Identifying these types of managers becomes critical in avoiding the potential trap of their poisonous management style. Here are some things to look out for:

When you are interviewing:

  • S/he can be withholding; doesn’t give you much and watching for your reaction and your desire for their approval.
  • When s/he talks about her team, you can see that s/he is the central hub of power and control and her team members are not that autonomous.
  • The team has stars, is competitive and not collaborative
  • There is limited opportunity for advancement and everyone is striving for the same minimal roles
  • The team looks beat down, exhausted

I always preach this reality: Remember, the interview process is dyadic and you should be doing a lot of analysis on your own about whether there is fit for you in these organizations and with these managers. Often, because of the lack of confidence of those with Impostor Syndrome and their difficulty in cataloging their accomplishments, the job search process can be very daunting. You can engage the process with the perspective that you should be lucky to get an opportunity and that you don’t have choices. This is something that should also be proactively combated so that you are engaging in a full search (i.e., interviewing multiple places, you have a network that is advocating on your behalf) which will enables you to have choices.

There are also types of organizational cultures that trigger Impostor Syndrome. These types of cultures can be even more difficult than dealing with a manager alone, who is reinforcing the Impostor Syndrome. This difficulty stems from the fact that everyone is potentially drinking the KoolAid, and pushing up against the cultural norms can be difficult, if not impossible, because the culture is engineered to develop a workforce that produces on its behalf without regard for its employees.

Some of the expectations that you will find in these organizational cultures are:

  • Constant availability; no ability to set boundaries; no value on nurturing your personal life
  • Weak performance review process, which allows for moving the goal posts and making it very difficult to have evidence for a promotion or get viable, useful feedback to constructively improve
  • Environments that don’t tolerate mistakes; where mistakes are highlighted to make a negative example of the person as a warning to others
  • The environment supports stars and scapegoats and there is little room for growth or changing people’s perceptions.
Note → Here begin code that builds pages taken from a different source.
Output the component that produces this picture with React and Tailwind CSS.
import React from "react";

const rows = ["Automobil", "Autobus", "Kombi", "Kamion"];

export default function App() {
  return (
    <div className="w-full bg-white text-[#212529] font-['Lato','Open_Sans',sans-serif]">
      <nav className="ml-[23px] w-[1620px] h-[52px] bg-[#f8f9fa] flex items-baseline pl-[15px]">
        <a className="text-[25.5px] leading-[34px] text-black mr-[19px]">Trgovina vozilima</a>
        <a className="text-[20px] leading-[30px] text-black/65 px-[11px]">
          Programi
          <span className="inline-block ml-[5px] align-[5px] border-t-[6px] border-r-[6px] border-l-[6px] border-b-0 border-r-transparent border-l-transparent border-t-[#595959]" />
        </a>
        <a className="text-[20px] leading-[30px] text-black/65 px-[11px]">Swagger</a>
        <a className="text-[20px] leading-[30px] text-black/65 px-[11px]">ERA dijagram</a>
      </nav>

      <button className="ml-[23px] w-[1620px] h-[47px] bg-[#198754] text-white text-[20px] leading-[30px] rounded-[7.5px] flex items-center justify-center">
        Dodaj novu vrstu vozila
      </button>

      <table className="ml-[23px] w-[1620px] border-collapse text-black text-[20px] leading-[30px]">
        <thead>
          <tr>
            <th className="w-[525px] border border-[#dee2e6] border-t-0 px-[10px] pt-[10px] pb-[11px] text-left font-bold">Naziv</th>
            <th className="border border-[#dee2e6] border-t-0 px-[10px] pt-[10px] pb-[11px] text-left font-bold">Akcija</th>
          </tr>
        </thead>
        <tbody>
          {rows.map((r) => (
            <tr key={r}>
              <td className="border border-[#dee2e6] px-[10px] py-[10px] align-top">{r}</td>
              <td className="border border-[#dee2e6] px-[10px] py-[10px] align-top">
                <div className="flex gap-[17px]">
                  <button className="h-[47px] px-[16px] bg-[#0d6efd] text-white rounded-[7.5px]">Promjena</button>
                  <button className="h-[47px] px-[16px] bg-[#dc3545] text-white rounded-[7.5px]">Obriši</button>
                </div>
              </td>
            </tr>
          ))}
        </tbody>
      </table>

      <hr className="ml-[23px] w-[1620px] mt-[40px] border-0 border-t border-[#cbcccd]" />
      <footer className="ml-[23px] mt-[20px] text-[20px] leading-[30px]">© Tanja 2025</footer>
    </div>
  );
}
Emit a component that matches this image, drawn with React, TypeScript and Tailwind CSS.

However, even the stars on the inside are insecure because they know their status is tenuous and they could lose it if they make a visible error.
  • Cultures that support unhealthy competition and don’t know how to make team experiences productive and valuable for all

You may be in one of these cultures already and so it may be easier to assess because you are actively experiencing these things. When you are interviewing, it can be more difficult to determine these things. Do your due diligence. Check sites like Glassdoor for previous employees’ evaluations of the organization. Do informational interviews with people on the inside, and ask them about the culture or specific aspects of their experience (e.g., if you are interviewing someone who would be a lateral, you could ask: when you work on teams, what’s your experience when things go poorly? What is the process that the team goes through to evaluate the situation?)

Working on Impostor Syndrome does require examining and intervening on your own behavior and thoughts. In addition, it also can be helpful to understand when a manager or organization is benefitting from your Impostor Syndrome, and reinforcing it to leverage your insecurities for their benefit.